MIAMI —Mike Smith was very clear about what the Atlanta Falcons had to do following last week's loss to the New England Patriots.
His team's defense had to get off the field on third downs.
Following an 11-of-17 performance against the Patriots (including 5-for-8 in the first half) Smith said the team's performance defending third downs was the "Achilles' heel in the previous season" and was something that they needed to improve immediately.
He and his coaching staff set out this week focused on Friday night's game with the Miami Dolphins — a game in which many of the starters would play the entire first half — with a determination to put together a game plan and an effort that produced different results.
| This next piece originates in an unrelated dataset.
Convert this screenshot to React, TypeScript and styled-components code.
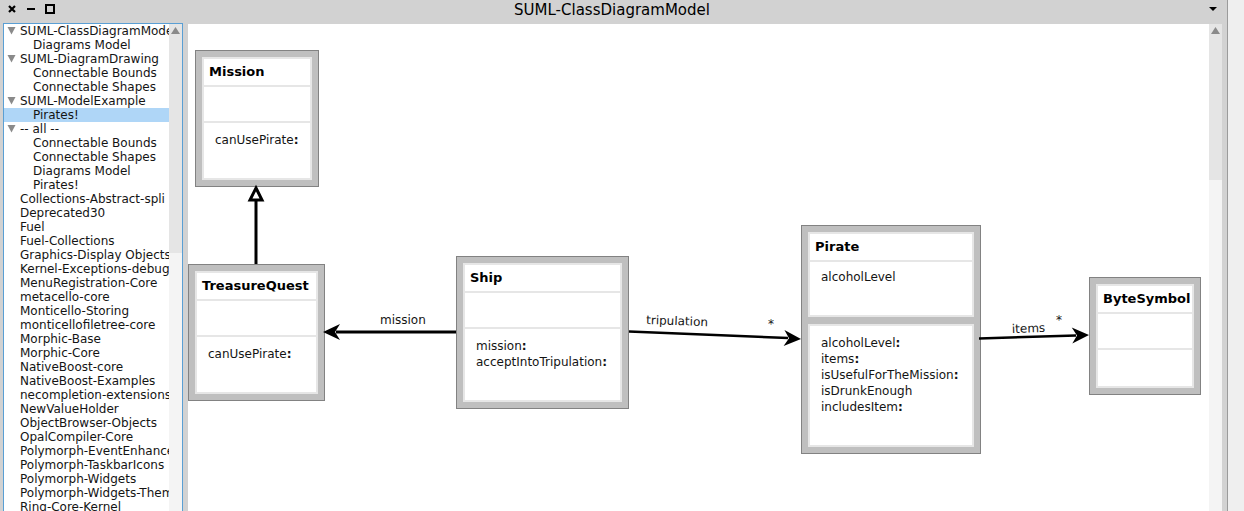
import React from 'react';
import styled, { createGlobalStyle } from 'styled-components';

const GlobalStyle = createGlobalStyle`
  *, *::before, *::after { box-sizing: border-box; }
  body {
    margin: 0;
    background: #efefef;
    color: #141414;
    font-family: 'DejaVu Sans', sans-serif;
    font-size: 12px;
  }
  button { font: inherit; color: inherit; }
  ul { list-style: none; margin: 0; padding: 0; }
`;

const Desktop = styled.div`
  display: flex;
  height: 100vh;
  padding-right: 16px;
  overflow: hidden;
`;

const Window = styled.main`
  flex: 1;
  min-width: 0;
  display: flex;
  flex-direction: column;
  background: #d2d2d2;
  border-right: 1px solid #9b9b9b;
`;

const TitleBar = styled.header`
  flex: none;
  height: 23px;
  display: grid;
  grid-template-columns: 1fr auto 1fr;
  align-items: start;
  padding: 0 8px 0 5px;
`;

const Title = styled.h1`
  margin: 0;
  font-size: 15px;
  line-height: 20px;
  font-weight: 400;
  color: #000;
`;

const WindowControls = styled.div<{ $end?: boolean }>`
  display: flex;
  gap: 6px;
  padding-top: 2px;
  justify-content: ${(p) => (p.$end ? 'flex-end' : 'flex-start')};
`;

const ControlButton = styled.button`
  display: flex;
  align-items: center;
  justify-content: center;
  width: 13px;
  height: 14px;
  padding: 0;
  border: 0;
  background: none;
`;

const Body = styled.div`
  flex: 1;
  min-height: 0;
  display: flex;
  gap: 5px;
  padding: 0 5px 0 3px;
`;

const Sidebar = styled.nav`
  flex: none;
  width: 180px;
  display: flex;
  background: #fff;
  border: 1px solid #5a9fd4;
  border-bottom: 0;
`;

const PackageList = styled.ul`
  flex: 1;
  min-width: 0;
  overflow: hidden;
`;

const PackageButton = styled.button<{ $level: number; $selected?: boolean }>`
  display: flex;
  align-items: center;
  width: 100%;
  height: 14px;
  padding: 0 0 0 ${(p) => (p.$level ? 29 : 3)}px;
  border: 0;
  background: ${(p) => (p.$selected ? '#afd6f7' : 'transparent')};
  line-height: 14px;
  text-align: left;
  white-space: nowrap;
`;

const Toggle = styled.span`
  flex: none;
  display: flex;
  width: 13px;
`;

const ScrollTrack = styled.div`
  flex: none;
  width: 13px;
  background: #f4f4f4;
`;

const ScrollThumb = styled.div<{ $size: number }>`
  display: flex;
  justify-content: center;
  height: ${(p) => p.$size}%;
  padding-top: 3px;
  background: #e5e5e5;
`;

const CanvasPane = styled.section`
  flex: 1;
  min-width: 0;
  display: flex;
  margin-top: 1px;
  background: #fff;
`;

const Canvas = styled.div`
  position: relative;
  flex: 1;
  min-width: 0;
  overflow: hidden;
`;

const Connectors = styled.svg`
  position: absolute;
  inset: 0;
  width: 100%;
  height: 100%;
`;

const ClassNode = styled.article<{ $x: number; $y: number; $width: number }>`
  position: absolute;
  left: ${(p) => p.$x}px;
  top: ${(p) => p.$y}px;
  width: ${(p) => p.$width}px;
  display: flex;
  flex-direction: column;
  gap: 7px;
  padding: 6px;
  background: #bfbfbf;
  border: 1px solid #828282;
`;

const NodePanel = styled.div`
  background: #fff;
  border: 2px solid #e6e6e6;
`;

const ClassName = styled.h2`
  margin: 0;
  height: 26px;
  padding-left: 5px;
  font-size: 13px;
  line-height: 26px;
  color: #000;
  white-space: nowrap;
`;

const Attributes = styled.ul`
  border-top: 2px solid #e6e6e6;
  padding: 7px 0 30px 11px;
  line-height: 16px;
  &:empty { padding: 17px 0; }
`;

const Methods = styled.ul<{ $detached?: boolean }>`
  border-top: ${(p) => (p.$detached ? '0' : '2px solid #e6e6e6')};
  padding: 9px 0 30px 11px;
  line-height: 16px;
  white-space: nowrap;
  &:empty { padding: 18px 0; }
`;

interface TreeItem {
  name: string;
  level?: number;
  parent?: boolean;
  selected?: boolean;
}

const packages: TreeItem[] = [
  { name: 'SUML-ClassDiagramModel', parent: true },
  { name: 'Diagrams Model', level: 1 },
  { name: 'SUML-DiagramDrawing', parent: true },
  { name: 'Connectable Bounds', level: 1 },
  { name: 'Connectable Shapes', level: 1 },
  { name: 'SUML-ModelExample', parent: true },
  { name: 'Pirates!', level: 1, selected: true },
  { name: '-- all --', parent: true },
  { name: 'Connectable Bounds', level: 1 },
  { name: 'Connectable Shapes', level: 1 },
  { name: 'Diagrams Model', level: 1 },
  { name: 'Pirates!', level: 1 },
  { name: 'Collections-Abstract-spli' },
  { name: 'Deprecated30' },
  { name: 'Fuel' },
  { name: 'Fuel-Collections' },
  { name: 'Graphics-Display Objects' },
  { name: 'Kernel-Exceptions-debug' },
  { name: 'MenuRegistration-Core' },
  { name: 'metacello-core' },
  { name: 'Monticello-Storing' },
  { name: 'monticellofiletree-core' },
  { name: 'Morphic-Base' },
  { name: 'Morphic-Core' },
  { name: 'NativeBoost-core' },
  { name: 'NativeBoost-Examples' },
  { name: 'necompletion-extensions' },
  { name: 'NewValueHolder' },
  { name: 'ObjectBrowser-Objects' },
  { name: 'OpalCompiler-Core' },
  { name: 'Polymorph-EventEnhance' },
  { name: 'Polymorph-TaskbarIcons' },
  { name: 'Polymorph-Widgets' },
  { name: 'Polymorph-Widgets-Them' },
  { name: 'Ring-Core-Kernel' },
];

interface UmlClass {
  name: string;
  x: number;
  y: number;
  width: number;
  attributes: string[];
  methods: string[];
}

const classes: UmlClass[] = [
  { name: 'Mission', x: 7, y: 26, width: 124, attributes: [], methods: ['canUsePirate:'] },
  { name: 'TreasureQuest', x: 0, y: 240, width: 137, attributes: [], methods: ['canUsePirate:'] },
  { name: 'Ship', x: 268, y: 232, width: 173, attributes: [], methods: ['mission:', 'acceptIntoTripulation:'] },
  {
    name: 'Pirate',
    x: 613,
    y: 201,
    width: 180,
    attributes: ['alcoholLevel'],
    methods: ['alcoholLevel:', 'items:', 'isUsefulForTheMission:', 'isDrunkEnough', 'includesItem:'],
  },
  { name: 'ByteSymbol', x: 901, y: 253, width: 112, attributes: [], methods: [] },
];

function ScrollBar({ size }: { size: number }) {
  return (
    <ScrollTrack>
      <ScrollThumb $size={size}>
        <svg width="9" height="7" viewBox="0 0 9 7" aria-hidden="true">
          <path d="M4.5 0 9 7H0Z" fill="#8a8a8a" />
        </svg>
      </ScrollThumb>
    </ScrollTrack>
  );
}

function Selector({ text }: { text: string }) {
  return text.endsWith(':') ? (
    <li>
      {text.slice(0, -1)}
      <b>:</b>
    </li>
  ) : (
    <li>{text}</li>
  );
}

function ClassBox({ item }: { item: UmlClass }) {
  const attributes = (
    <Attributes>
      {item.attributes.map((a) => (
        <Selector key={a} text={a} />
      ))}
    </Attributes>
  );
  const detached = item.attributes.length > 0;
  const methods = (
    <Methods $detached={detached}>
      {item.methods.map((m) => (
        <Selector key={m} text={m} />
      ))}
    </Methods>
  );
  return (
    <ClassNode $x={item.x} $y={item.y} $width={item.width}>
      <NodePanel>
        <ClassName>{item.name}</ClassName>
        {attributes}
        {!detached && methods}
      </NodePanel>
      {detached && <NodePanel>{methods}</NodePanel>}
    </ClassNode>
  );
}

function Arrow({ x, y, angle }: { x: number; y: number; angle: number }) {
  return <path d="M0 0-17-8-12 0-17 8Z" fill="#000" transform={`translate(${x} ${y}) rotate(${angle})`} />;
}

export default function App() {
  return (
    <>
      <GlobalStyle />
      <Desktop>
        <Window>
          <TitleBar>
            <WindowControls>
              <ControlButton aria-label="Close">
                <svg width="8" height="8" viewBox="0 0 8 8">
                  <path d="M1 1 7 7M7 1 1 7" stroke="#000" strokeWidth="2.2" />
                </svg>
              </ControlButton>
              <ControlButton aria-label="Minimize">
                <svg width="8" height="8" viewBox="0 0 8 8">
                  <path d="M0 3H8V5H0Z" />
                </svg>
              </ControlButton>
              <ControlButton aria-label="Maximize">
                <svg width="10" height="10" viewBox="0 0 10 10">
                  <path d="M1 1H9V9H1Z" fill="none" stroke="#000" strokeWidth="2" />
                </svg>
              </ControlButton>
            </WindowControls>
            <Title>SUML-ClassDiagramModel</Title>
            <WindowControls $end>
              <ControlButton aria-label="Window menu">
                <svg width="8" height="4" viewBox="0 0 8 4">
                  <path d="M0 0H8L4 4Z" />
                </svg>
              </ControlButton>
            </WindowControls>
          </TitleBar>
          <Body>
            <Sidebar aria-label="Packages">
              <PackageList>
                {packages.map((item, i) => (
                  <li key={i}>
                    <PackageButton
                      $level={item.level ?? 0}
                      $selected={item.selected}
                      aria-current={item.selected}
                    >
                      {!item.level && (
                        <Toggle>
                          {item.parent && (
                            <svg width="9" height="8" viewBox="0 0 9 8" aria-hidden="true">
                              <path d="M.5 0H8.500L4.500 7.500Z" fill="#8a8a8a" />
                            </svg>
                          )}
                        </Toggle>
                      )}
                      {item.name}
                    </PackageButton>
                  </li>
                ))}
              </PackageList>
              <ScrollBar size={47} />
            </Sidebar>
            <CanvasPane>
              <Canvas>
                {classes.map((item) => (
                  <ClassBox key={item.name} item={item} />
                ))}
                <Connectors>
                  <g stroke="#000" strokeWidth="3" fill="none">
                    <path d="M68 176V240" />
                    <path d="M148 308H268" />
                    <path d="M441 307.500 600 314" strokeWidth="2.500" />
                    <path d="M791 314.500 888 311.500" strokeWidth="2.500" />
                  </g>
                  <path d="M68 164 74 176H62Z" fill="#fff" stroke="#000" strokeWidth="3" />
                  <Arrow x={135} y={308} angle={180} />
                  <Arrow x={613} y={315} angle={3} />
                  <Arrow x={901} y={311} angle={-2} />
                  <g fill="#141414">
                    <text x="192" y="300">mission</text>
                    <text x="458" y="300" transform="rotate(2 458 300)">tripulation</text>
                    <text x="580" y="304">*</text>
                    <text x="824" y="309" transform="rotate(-2 824 309)">items</text>
                    <text x="868" y="300">*</text>
                  </g>
                </Connectors>
              </Canvas>
              <ScrollBar size={32} />
            </CanvasPane>
          </Body>
        </Window>
      </Desktop>
    </>
  );
}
The results weren't just a 16-6 victory, but a dominating effort on defense, against an offense that ranked fourth in the NFL last season in rushing.
But more important than suffocating the Dolphins' run game (46 net yards rushing) was the near shutout Atlanta threw on third downs.
The emphasis and effort all week in practice paid off. The defense worked specifically within the frames of third downs, considering every scenario imaginable and how to defend it. There was also an attitude check.
"I think our coaches do a good job with the scripts," defensive end Jamaal Anderson said following the game. "You have to know what the scenarios are. You have to treat it with a totally different mentality, like 'This is the down to get off the field. This is the money down,' we treat it as. When we do that, it gives us a lot more rest and it gives our offense a chance to make a lot more plays."
Third down was indeed the money down, a down that showcased one of the game's biggest plays en route to their 2-of-12 (1-of-7 in first half) performance.
In the first quarter, defensive end Kroy Biermann continued his strong preseason play, wrangling a sack of Miami quarterback Chad Henne, his third of the exhibition season, on a third down.
The starting defense didn't allow a third-down conversion until 30 seconds before halftime and two plays later safety Erik Coleman intercepted a Henne pass in the end zone to end the drive.
The strong effort on third down, Coleman believes, like Anderson, was a result of a game plan that allowed the Falcons to focus on what they felt the Dolphins would attempt to do.
"Well, this was the third preseason game and we were able to game plan this week, so we were able to study their third-down tendencies and all their tendencies," Coleman said.
The Falcons were the worst team in the NFL last season in allowing third-down conversions (45.3 percent) and after an offseason of talking about the changes in that area of the defense, last week things didn't look much different. Getting off the field is a critical objective for the defense because it returns the ball to the offense.
And no matter the playmakers on defense, the law of averages says it's easier to score on offense than defense.
Even though Atlanta's offense had its struggles at times Thursday night, the opportunities were there because the defense came through for them. The defense capitalized on the money down and returned the ball to their offensive teammates.
Smith was happy with what he saw from his first-team defense in general, especially in the first half when their output limited Miami to 110 yards and just 10 yards on the ground.
But it was the play on third downs that excited him the most, a stark contrast to his attitude last week. The 1-for-7 mark in the first half was something he was happy to talk about.
"When you do that, you're going to limit exposures to your defense," Smith said. "It was the first time we game planned. We had an opportunity to work on some specific things, formations, down-and-distance and I thought the guys went out and executed it very well."